I am also saddened to report on the recent passing of Ann Forman, a child abuse prosecutor at the Travis County District Attorney’s Office for 17 years. Anne represented the State, DFPS, and kids in court—perhaps a thankless job at times, but the recently announced downward trend in child abuse cases nationwide can be attributed to those who stand between kids and those who hurt them, and that included Ann. That puts her in the superhero category in my mind.
Finally, we lost David Laibovitz, another Travis County Assistant District Attorney who left us too early. David was the community prosecutor and liaison with the Austin Police Department, as well as a great faculty advisor and speaker for TDCAA. David was a beloved man and great supporter of Longhorn sports, as evidenced by the well wishes and phone calls he got from folks all over the state, including UT Football Coach Mack Brown.
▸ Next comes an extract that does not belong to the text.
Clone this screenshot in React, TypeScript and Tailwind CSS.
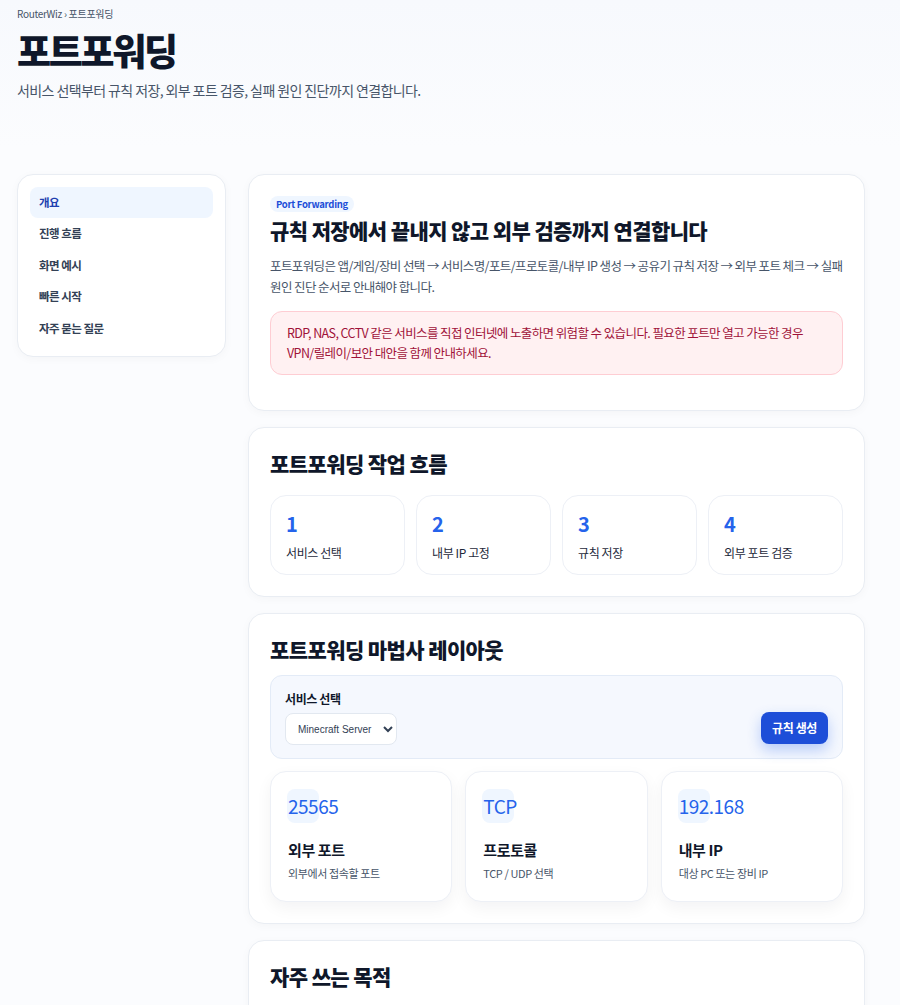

We will miss these three crime-fighting superheroes and will need to pick up where they left off.
The 2010 Prosecutor Combine
In February 2009, members of the TDCAA Diversity, Recruitment, and Retention Committee interviewed 3l law students during the Public Service Consortium at the University of Texas School of Law. The idea was to interview those who wanted to be prosecutors and help direct the “hot prospects” to offices with job openings in November, after the students passed the bar. Think of it like the National Football League’s combine where representatives of all the teams gather to evaluate the top college players at one time.
We just finished the second combine in January, and I can report that a group of law students set to graduate this spring are going to make great prosecutors. Over two days of interviews we evaluated and ranked 30 students, and there is a strong group of “must hires” in this group. The committee will keep tabs on those students over the coming months, and when you are in need of a new lawyer this fall (or an intern this summer!), just call me if you need a rundown of our top picks for 2010.